Documentation
Every software development project requires documentation. Agile Software Development values working software over comprehensive documentation. Still, projects should include the key information needed to understand the development and the use of the generated software.
Documentation shouldn’t be an afterthought. Different written documents and materials should be created during the whole life cycle of the project, as per the project needs.
Table of Contents
Goals
- Facilitate onboarding of new team members.
- Improve communication and collaboration between teams (especially when distributed across time zones).
- Improve the transition of the project to another team.
Challenges
When working in an engineering project, we typically encounter one or more of these challenges related to documentation (including some examples):
- Non-existent.
- No onboarding documentation, so it takes a long time to set up the environment when you join the project.
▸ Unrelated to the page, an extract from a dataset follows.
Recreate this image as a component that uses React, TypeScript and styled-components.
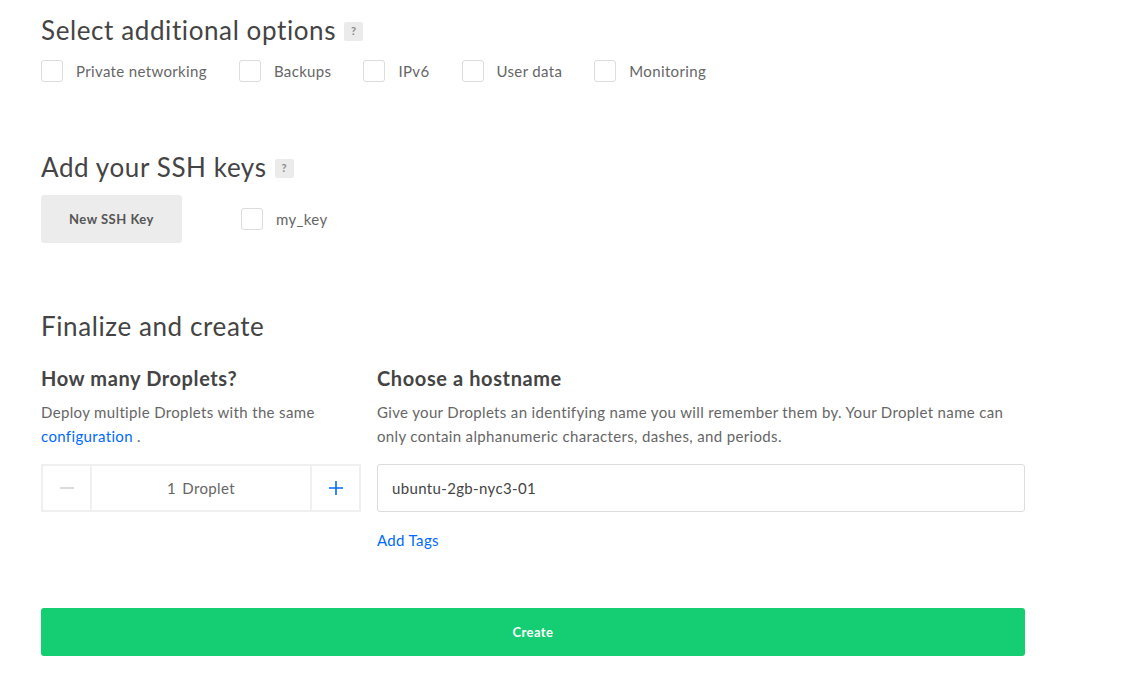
import React from "react";
import styled, { createGlobalStyle } from "styled-components";

const Global = createGlobalStyle`
  html, body { margin: 0; padding: 0; background: #fff; }
  body { font-family: Lato, "Open Sans", "Liberation Sans", sans-serif; color: #444; letter-spacing: 0.35px; }
  * { box-sizing: border-box; }
`;

const Page = styled.div`
  padding-left: 41px;
  width: 1025px;
  display: flex;
  flex-direction: column;
`;

const Title = styled.h2<{ $top: number }>`
  margin: ${(p) => p.$top}px 0 0;
  font-size: 26px;
  line-height: 32px;
  font-weight: 400;
  letter-spacing: 0.6px;
  color: #444;
  display: flex;
  align-items: center;
  gap: 8px;
`;

const Help = styled.span`
  display: inline-flex;
  align-items: center;
  justify-content: center;
  width: 19px;
  height: 19px;
  border-radius: 2px;
  background: #ebebeb;
  color: #8a8a8a;
  font-size: 11px;
  font-weight: 700;
  letter-spacing: 0;
  margin-top: 2px;
`;

const OptionRow = styled.div`
  margin-top: 14px;
  display: flex;
  gap: 32px;
  height: 22px;
`;

const Option = styled.label`
  display: flex;
  align-items: center;
  gap: 13px;
  font-size: 15px;
  color: #666;
`;

const Box = styled.span`
  width: 22px;
  height: 22px;
  border: 1px solid #dcdcdc;
  border-radius: 3px;
  background: #fff;
  flex: none;
`;

const KeyRow = styled.div`
  margin-top: 12px;
  display: flex;
  align-items: center;
  gap: 59px;
`;

const GreyButton = styled.button`
  width: 141px;
  height: 48px;
  border: none;
  border-radius: 3px;
  background: #ececec;
  color: #555;
  font-family: inherit;
  font-size: 13px;
  font-weight: 700;
  letter-spacing: 0.5px;
`;

const Columns = styled.div`
  margin-top: 24px;
  display: grid;
  grid-template-columns: 320px 648px;
  column-gap: 16px;
`;

const Col = styled.div`
  display: flex;
  flex-direction: column;
`;

const SubTitle = styled.h3`
  margin: 0;
  font-size: 20px;
  line-height: 24px;
  font-weight: 700;
  letter-spacing: 0.6px;
  color: #444;
`;

const Desc = styled.p`
  margin: 10px 0 0;
  font-size: 15px;
  line-height: 24px;
  color: #666;
`;

const Link = styled.a`
  color: #0069ff;
  text-decoration: none;
  cursor: pointer;
`;

const Stepper = styled.div`
  margin-top: 16px;
  height: 48px;
  display: grid;
  grid-template-columns: 49px 1fr 49px;
  border: 2px solid #f0f0f0;
`;

const StepBtn = styled.div<{ $side: "l" | "r" }>`
  display: flex;
  align-items: center;
  justify-content: center;
  ${(p) => (p.$side === "l" ? "border-right: 2px solid #f0f0f0;" : "border-left: 2px solid #f0f0f0;")}
`;

const StepValue = styled.div`
  display: flex;
  align-items: center;
  justify-content: center;
  font-size: 15px;
  color: #666;
  word-spacing: 2px;
`;

const HostInput = styled.div`
  margin-top: 16px;
  height: 48px;
  border: 1px solid #dcdcdc;
  border-radius: 3px;
  display: flex;
  align-items: center;
  padding-left: 14px;
  font-size: 15px;
  color: #444;
`;

const TagLink = styled(Link)`
  margin-top: 16px;
  font-size: 15px;
  line-height: 24px;
`;

const CreateButton = styled.button`
  margin-top: 56px;
  width: 984px;
  height: 48px;
  border: none;
  border-radius: 3px;
  background: #15cd72;
  color: #fff;
  font-family: inherit;
  font-size: 13px;
  font-weight: 700;
  letter-spacing: 0.4px;
`;

const options = ["Private networking", "Backups", "IPv6", "User data", "Monitoring"];

export default function App() {
  return (
    <>
      <Global />
      <Page>
        <Title $top={14}>
          Select additional options <Help>?</Help>
        </Title>
        <OptionRow>
          {options.map((o) => (
            <Option key={o}>
              <Box />
              {o}
            </Option>
          ))}
        </OptionRow>

        <Title $top={69}>
          Add your SSH keys <Help>?</Help>
        </Title>
        <KeyRow>
          <GreyButton>New SSH Key</GreyButton>
          <Option>
            <Box />
            my_key
          </Option>
        </KeyRow>

        <Title $top={67}>Finalize and create</Title>
        <Columns>
          <Col>
            <SubTitle>How many Droplets?</SubTitle>
            <Desc>
              Deploy multiple Droplets with the same
              <br />
              <Link>configuration</Link> .
            </Desc>
            <Stepper>
              <StepBtn $side="l">
                <svg width="16" height="16" viewBox="0 0 16 16">
                  <path d="M1 8h14" stroke="#cfcfcf" strokeWidth="1.5" />
                </svg>
              </StepBtn>
              <StepValue>1 Droplet</StepValue>
              <StepBtn $side="r">
                <svg width="16" height="16" viewBox="0 0 16 16">
                  <path d="M1 8h14M8 1v14" stroke="#0069ff" strokeWidth="1.6" />
                </svg>
              </StepBtn>
            </Stepper>
          </Col>
          <Col>
            <SubTitle>Choose a hostname</SubTitle>
            <Desc>
              Give your Droplets an identifying name you will remember them by. Your Droplet name can only contain
              alphanumeric characters, dashes, and periods.
            </Desc>
            <HostInput>ubuntu-2gb-nyc3-01</HostInput>
            <TagLink>Add Tags</TagLink>
          </Col>
        </Columns>
        <CreateButton>Create</CreateButton>
      </Page>
    </>
  );
}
- No document in the wiki explaining existing repositories, so you cannot tell which of the 10 available repositories you should clone.
- No main README, so you don’t know where to start when you clone a repository.
- No “how to contribute” section, so you don’t know which is the branch policy, where to add new documents, etc.
- No code guidelines, so everyone follows different naming conventions, etc.
- Hidden.
- Impossible to find useful documentation as it’s scattered all over the place. E.g., no idea how to compile, run and test the code as the README is hidden in a folder within a folder within a folder.
- Useful processes (e.g., grooming process) explained outside the backlog management tool and not linked anywhere.
- Decisions taken in different channels other than the backlog management tool and not recorded anywhere else.
- Incomplete.
- No clear branch policy, so everyone names their branches differently.
- Missing settings in the “how to run this” document that are required to run the application.
- Inaccurate.
- Documents not updated along with the code, so they don’t mention the right folders, settings, etc.
- Obsolete.
- Design documents that don’t apply anymore, sitting next to valid documents. Which one shows the latest decisions?
- Out of order (subject / date).
- Documents not organized per subject/workstream so not easy to find relevant information when you change to a new workstream.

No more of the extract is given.